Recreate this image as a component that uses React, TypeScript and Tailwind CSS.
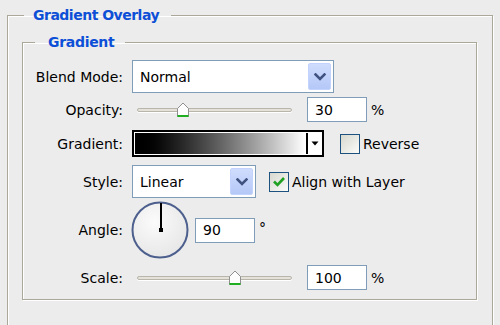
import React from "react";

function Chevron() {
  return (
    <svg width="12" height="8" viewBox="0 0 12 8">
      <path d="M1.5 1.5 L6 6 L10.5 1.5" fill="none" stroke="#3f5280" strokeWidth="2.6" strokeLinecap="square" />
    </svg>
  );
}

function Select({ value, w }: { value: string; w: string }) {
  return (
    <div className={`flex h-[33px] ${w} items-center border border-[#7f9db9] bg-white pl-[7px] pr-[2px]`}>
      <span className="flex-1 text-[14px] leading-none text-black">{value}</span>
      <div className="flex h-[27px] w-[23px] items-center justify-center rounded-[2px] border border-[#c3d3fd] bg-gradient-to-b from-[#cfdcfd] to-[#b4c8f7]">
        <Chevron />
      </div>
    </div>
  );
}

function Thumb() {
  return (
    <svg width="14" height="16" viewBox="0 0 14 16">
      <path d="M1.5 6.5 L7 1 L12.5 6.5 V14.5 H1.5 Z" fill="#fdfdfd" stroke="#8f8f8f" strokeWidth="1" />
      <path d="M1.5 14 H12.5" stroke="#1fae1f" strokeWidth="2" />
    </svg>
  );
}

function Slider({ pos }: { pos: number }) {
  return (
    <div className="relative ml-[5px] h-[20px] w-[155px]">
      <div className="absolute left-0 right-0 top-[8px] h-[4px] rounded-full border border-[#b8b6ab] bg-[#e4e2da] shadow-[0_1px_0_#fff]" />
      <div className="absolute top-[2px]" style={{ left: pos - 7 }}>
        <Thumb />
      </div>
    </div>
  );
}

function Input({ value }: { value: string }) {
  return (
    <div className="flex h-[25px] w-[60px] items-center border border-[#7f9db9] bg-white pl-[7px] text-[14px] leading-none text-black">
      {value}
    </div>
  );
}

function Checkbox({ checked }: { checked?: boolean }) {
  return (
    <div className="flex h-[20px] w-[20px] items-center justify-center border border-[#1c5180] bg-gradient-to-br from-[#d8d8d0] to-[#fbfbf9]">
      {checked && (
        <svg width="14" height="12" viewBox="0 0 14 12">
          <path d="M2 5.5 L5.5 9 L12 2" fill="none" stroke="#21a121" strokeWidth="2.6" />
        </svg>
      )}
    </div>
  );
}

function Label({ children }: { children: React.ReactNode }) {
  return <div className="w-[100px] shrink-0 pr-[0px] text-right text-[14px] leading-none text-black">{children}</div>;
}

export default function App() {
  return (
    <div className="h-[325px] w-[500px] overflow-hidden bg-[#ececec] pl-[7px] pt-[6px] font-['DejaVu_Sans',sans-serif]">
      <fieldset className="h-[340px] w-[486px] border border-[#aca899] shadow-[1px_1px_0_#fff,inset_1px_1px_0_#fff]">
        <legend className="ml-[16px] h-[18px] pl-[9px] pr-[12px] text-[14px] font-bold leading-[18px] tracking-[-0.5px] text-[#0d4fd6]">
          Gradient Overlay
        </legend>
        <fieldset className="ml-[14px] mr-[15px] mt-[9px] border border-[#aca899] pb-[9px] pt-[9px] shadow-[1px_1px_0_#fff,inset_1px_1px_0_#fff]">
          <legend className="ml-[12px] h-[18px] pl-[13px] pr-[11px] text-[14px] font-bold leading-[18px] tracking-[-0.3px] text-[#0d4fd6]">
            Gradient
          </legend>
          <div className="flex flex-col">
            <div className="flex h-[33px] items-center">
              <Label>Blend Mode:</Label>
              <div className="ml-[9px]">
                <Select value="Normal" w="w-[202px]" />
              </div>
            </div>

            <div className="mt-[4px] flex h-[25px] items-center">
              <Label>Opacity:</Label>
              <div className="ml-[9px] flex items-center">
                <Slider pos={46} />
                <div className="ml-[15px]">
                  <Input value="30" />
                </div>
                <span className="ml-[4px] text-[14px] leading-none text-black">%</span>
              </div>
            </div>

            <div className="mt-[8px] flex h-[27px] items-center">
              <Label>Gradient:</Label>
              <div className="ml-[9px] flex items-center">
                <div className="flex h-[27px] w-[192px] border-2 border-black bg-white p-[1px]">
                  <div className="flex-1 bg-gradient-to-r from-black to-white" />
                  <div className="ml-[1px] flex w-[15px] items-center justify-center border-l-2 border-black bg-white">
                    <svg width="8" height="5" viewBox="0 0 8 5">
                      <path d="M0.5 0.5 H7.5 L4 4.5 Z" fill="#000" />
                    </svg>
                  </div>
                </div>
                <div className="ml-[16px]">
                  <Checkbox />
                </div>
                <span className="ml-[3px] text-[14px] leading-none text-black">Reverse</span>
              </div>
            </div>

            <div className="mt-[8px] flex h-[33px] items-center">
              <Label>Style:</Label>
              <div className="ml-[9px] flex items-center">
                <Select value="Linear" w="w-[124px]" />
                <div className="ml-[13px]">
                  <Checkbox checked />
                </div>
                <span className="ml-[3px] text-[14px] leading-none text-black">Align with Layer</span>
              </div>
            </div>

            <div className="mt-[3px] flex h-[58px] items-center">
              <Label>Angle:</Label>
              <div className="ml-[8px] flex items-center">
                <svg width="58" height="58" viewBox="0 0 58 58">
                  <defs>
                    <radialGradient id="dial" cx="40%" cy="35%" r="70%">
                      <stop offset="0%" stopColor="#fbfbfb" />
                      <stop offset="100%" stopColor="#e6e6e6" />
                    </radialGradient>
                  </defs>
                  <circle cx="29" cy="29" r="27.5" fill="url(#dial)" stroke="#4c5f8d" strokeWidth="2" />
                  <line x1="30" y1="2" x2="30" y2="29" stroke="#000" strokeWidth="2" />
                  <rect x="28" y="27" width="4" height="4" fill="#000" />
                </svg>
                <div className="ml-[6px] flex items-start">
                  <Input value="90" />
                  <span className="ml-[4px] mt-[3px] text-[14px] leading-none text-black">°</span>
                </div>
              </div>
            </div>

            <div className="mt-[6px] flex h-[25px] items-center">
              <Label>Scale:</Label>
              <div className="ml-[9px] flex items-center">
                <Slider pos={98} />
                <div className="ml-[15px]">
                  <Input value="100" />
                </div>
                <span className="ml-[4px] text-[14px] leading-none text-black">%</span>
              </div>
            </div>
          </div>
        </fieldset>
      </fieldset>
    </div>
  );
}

══════════

Short task
Leave the images out and output the remaining material exactly as it stands.

Result for this exercise
Recreate this image as a component that uses React, TypeScript and Tailwind CSS.
import React from "react";

function Chevron() {
  return (
    <svg width="12" height="8" viewBox="0 0 12 8">
      <path d="M1.5 1.5 L6 6 L10.5 1.5" fill="none" stroke="#3f5280" strokeWidth="2.6" strokeLinecap="square" />
    </svg>
  );
}

function Select({ value, w }: { value: string; w: string }) {
  return (
    <div className={`flex h-[33px] ${w} items-center border border-[#7f9db9] bg-white pl-[7px] pr-[2px]`}>
      <span className="flex-1 text-[14px] leading-none text-black">{value}</span>
      <div className="flex h-[27px] w-[23px] items-center justify-center rounded-[2px] border border-[#c3d3fd] bg-gradient-to-b from-[#cfdcfd] to-[#b4c8f7]">
        <Chevron />
      </div>
    </div>
  );
}

function Thumb() {
  return (
    <svg width="14" height="16" viewBox="0 0 14 16">
      <path d="M1.5 6.5 L7 1 L12.5 6.5 V14.5 H1.5 Z" fill="#fdfdfd" stroke="#8f8f8f" strokeWidth="1" />
      <path d="M1.5 14 H12.5" stroke="#1fae1f" strokeWidth="2" />
    </svg>
  );
}

function Slider({ pos }: { pos: number }) {
  return (
    <div className="relative ml-[5px] h-[20px] w-[155px]">
      <div className="absolute left-0 right-0 top-[8px] h-[4px] rounded-full border border-[#b8b6ab] bg-[#e4e2da] shadow-[0_1px_0_#fff]" />
      <div className="absolute top-[2px]" style={{ left: pos - 7 }}>
        <Thumb />
      </div>
    </div>
  );
}

function Input({ value }: { value: string }) {
  return (
    <div className="flex h-[25px] w-[60px] items-center border border-[#7f9db9] bg-white pl-[7px] text-[14px] leading-none text-black">
      {value}
    </div>
  );
}

function Checkbox({ checked }: { checked?: boolean }) {
  return (
    <div className="flex h-[20px] w-[20px] items-center justify-center border border-[#1c5180] bg-gradient-to-br from-[#d8d8d0] to-[#fbfbf9]">
      {checked && (
        <svg width="14" height="12" viewBox="0 0 14 12">
          <path d="M2 5.5 L5.5 9 L12 2" fill="none" stroke="#21a121" strokeWidth="2.6" />
        </svg>
      )}
    </div>
  );
}

function Label({ children }: { children: React.ReactNode }) {
  return <div className="w-[100px] shrink-0 pr-[0px] text-right text-[14px] leading-none text-black">{children}</div>;
}

export default function App() {
  return (
    <div className="h-[325px] w-[500px] overflow-hidden bg-[#ececec] pl-[7px] pt-[6px] font-['DejaVu_Sans',sans-serif]">
      <fieldset className="h-[340px] w-[486px] border border-[#aca899] shadow-[1px_1px_0_#fff,inset_1px_1px_0_#fff]">
        <legend className="ml-[16px] h-[18px] pl-[9px] pr-[12px] text-[14px] font-bold leading-[18px] tracking-[-0.5px] text-[#0d4fd6]">
          Gradient Overlay
        </legend>
        <fieldset className="ml-[14px] mr-[15px] mt-[9px] border border-[#aca899] pb-[9px] pt-[9px] shadow-[1px_1px_0_#fff,inset_1px_1px_0_#fff]">
          <legend className="ml-[12px] h-[18px] pl-[13px] pr-[11px] text-[14px] font-bold leading-[18px] tracking-[-0.3px] text-[#0d4fd6]">
            Gradient
          </legend>
          <div className="flex flex-col">
            <div className="flex h-[33px] items-center">
              <Label>Blend Mode:</Label>
              <div className="ml-[9px]">
                <Select value="Normal" w="w-[202px]" />
              </div>
            </div>

            <div className="mt-[4px] flex h-[25px] items-center">
              <Label>Opacity:</Label>
              <div className="ml-[9px] flex items-center">
                <Slider pos={46} />
                <div className="ml-[15px]">
                  <Input value="30" />
                </div>
                <span className="ml-[4px] text-[14px] leading-none text-black">%</span>
              </div>
            </div>

            <div className="mt-[8px] flex h-[27px] items-center">
              <Label>Gradient:</Label>
              <div className="ml-[9px] flex items-center">
                <div className="flex h-[27px] w-[192px] border-2 border-black bg-white p-[1px]">
                  <div className="flex-1 bg-gradient-to-r from-black to-white" />
                  <div className="ml-[1px] flex w-[15px] items-center justify-center border-l-2 border-black bg-white">
                    <svg width="8" height="5" viewBox="0 0 8 5">
                      <path d="M0.5 0.5 H7.5 L4 4.5 Z" fill="#000" />
                    </svg>
                  </div>
                </div>
                <div className="ml-[16px]">
                  <Checkbox />
                </div>
                <span className="ml-[3px] text-[14px] leading-none text-black">Reverse</span>
              </div>
            </div>

            <div className="mt-[8px] flex h-[33px] items-center">
              <Label>Style:</Label>
              <div className="ml-[9px] flex items-center">
                <Select value="Linear" w="w-[124px]" />
                <div className="ml-[13px]">
                  <Checkbox checked />
                </div>
                <span className="ml-[3px] text-[14px] leading-none text-black">Align with Layer</span>
              </div>
            </div>

            <div className="mt-[3px] flex h-[58px] items-center">
              <Label>Angle:</Label>
              <div className="ml-[8px] flex items-center">
                <svg width="58" height="58" viewBox="0 0 58 58">
                  <defs>
                    <radialGradient id="dial" cx="40%" cy="35%" r="70%">
                      <stop offset="0%" stopColor="#fbfbfb" />
                      <stop offset="100%" stopColor="#e6e6e6" />
                    </radialGradient>
                  </defs>
                  <circle cx="29" cy="29" r="27.5" fill="url(#dial)" stroke="#4c5f8d" strokeWidth="2" />
                  <line x1="30" y1="2" x2="30" y2="29" stroke="#000" strokeWidth="2" />
                  <rect x="28" y="27" width="4" height="4" fill="#000" />
                </svg>
                <div className="ml-[6px] flex items-start">
                  <Input value="90" />
                  <span className="ml-[4px] mt-[3px] text-[14px] leading-none text-black">°</span>
                </div>
              </div>
            </div>

            <div className="mt-[6px] flex h-[25px] items-center">
              <Label>Scale:</Label>
              <div className="ml-[9px] flex items-center">
                <Slider pos={98} />
                <div className="ml-[15px]">
                  <Input value="100" />
                </div>
                <span className="ml-[4px] text-[14px] leading-none text-black">%</span>
              </div>
            </div>
          </div>
        </fieldset>
      </fieldset>
    </div>
  );
}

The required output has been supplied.